Daddy, Don’t Leave Me

(Daddy’s Little Girl by Frankie J)

Gasping for air in the middle of the night, Hoda’s screams shook the house. Hoda’s parents rushed to her room in frenzy. With red puffy eyes, Hoda whimpered and looked up at her terrified father and threw herself in his arms. “Promise, daddy, that you will never leave me?”


But he did anyway, didn’t he?

Hoda’s parents had a huge argument that night. Hurtful words were exchanged between the struggling couple. They thought the children had gone to bed, but Hoda was wide awake. She heard it all—their plan to divorce, her mother’s demand for money, her father’s pleas to keep the family bond, her father’s threats to leave and disappear forever; her mother’s crying.


Hoda started having nightmares.


The months to come after the dark night are vague in her mind. All she remembers is her grandmother moving-in, her father moving-out and her recurring nightmares every night. She was now falling behind at school; her grades were poor. Nothing was the same.

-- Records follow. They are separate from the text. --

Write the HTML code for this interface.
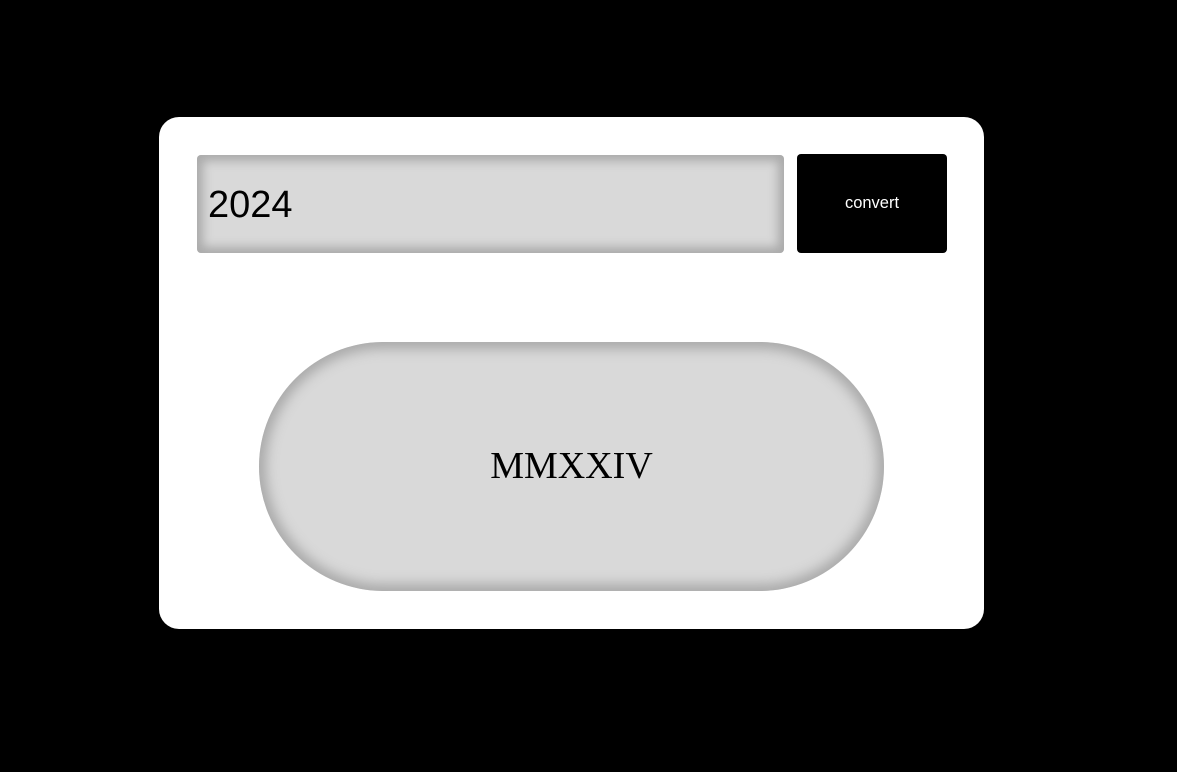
<!DOCTYPE html>
<html><head><style>
html,body{margin:0;padding:0;background:#000;width:1177px;height:772px;overflow:hidden}
.card{position:absolute;left:159px;top:117px;width:825px;height:512px;background:#fff;border-radius:20px}
.inp{position:absolute;left:197px;top:155px;width:587px;height:98px;background:#d9d9d9;border-radius:4px;box-shadow:inset 0 0 10px 6px #aaa;font:38px "Liberation Sans",sans-serif;color:#000;line-height:100px;padding-left:11px;box-sizing:border-box}
.btn{position:absolute;left:797px;top:154px;width:150px;height:99px;background:#000;border-radius:4px;color:#fff;font:16.5px "Liberation Sans",sans-serif;text-align:center;line-height:99px}
.pill{position:absolute;left:259px;top:342px;width:625px;height:249px;background:#d9d9d9;border-radius:125px;box-shadow:inset 0 0 12px 7px #aaa;font:38px "Liberation Serif",serif;text-align:center;line-height:249px;color:#000}
</style></head><body>
<div class="card"></div>
<div class="inp">2024</div>
<div class="btn">convert</div>
<div class="pill">MMXXIV</div>
</body></html>
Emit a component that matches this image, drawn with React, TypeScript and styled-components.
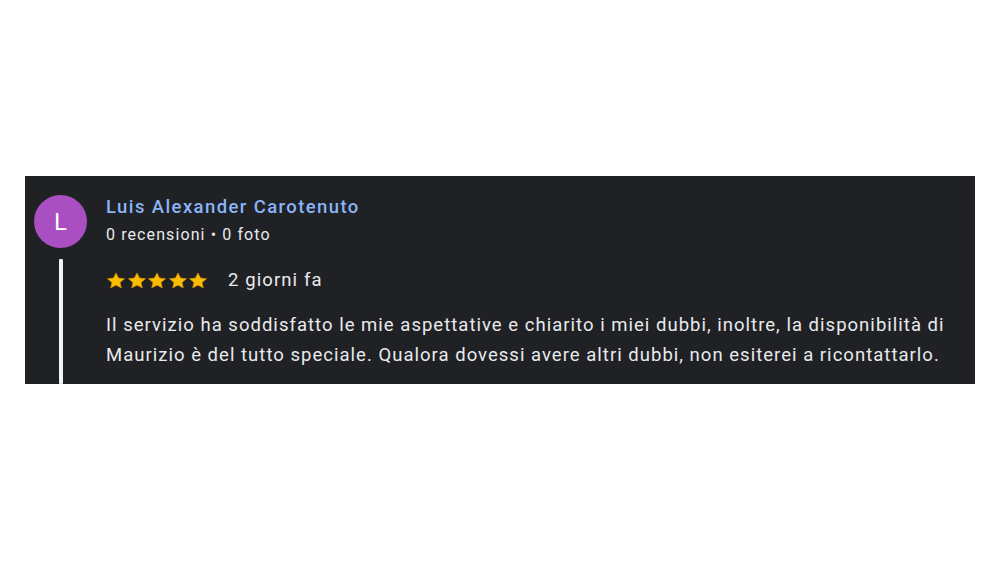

She remembers her father coming back with uncles and aunts to reconcile, but with no avail. The divorce was inevitable. No matter how hard she prayed, worked on school work and did her chores. Their family was broken forever and now her daddy was leaving her.


Hoda blamed herself for the divorce. She remembers the last time she saw her father. It was a gloomy night. They met at her grandmother’s home. Her father had tried to convince her mother, one last time, to bring their family back together. But her parents started fighting once again. Her father stormed out of the house, angry.


Hoda rushed to the balcony, maybe she could fix this, it was her last chance. “He will surely come back for his little darling girl” she reasoned. As loud as she could scream, “daddy, daddy, daddy come back,” but he didn’t hear her. He walked away. He left his little girl to face the world all alone.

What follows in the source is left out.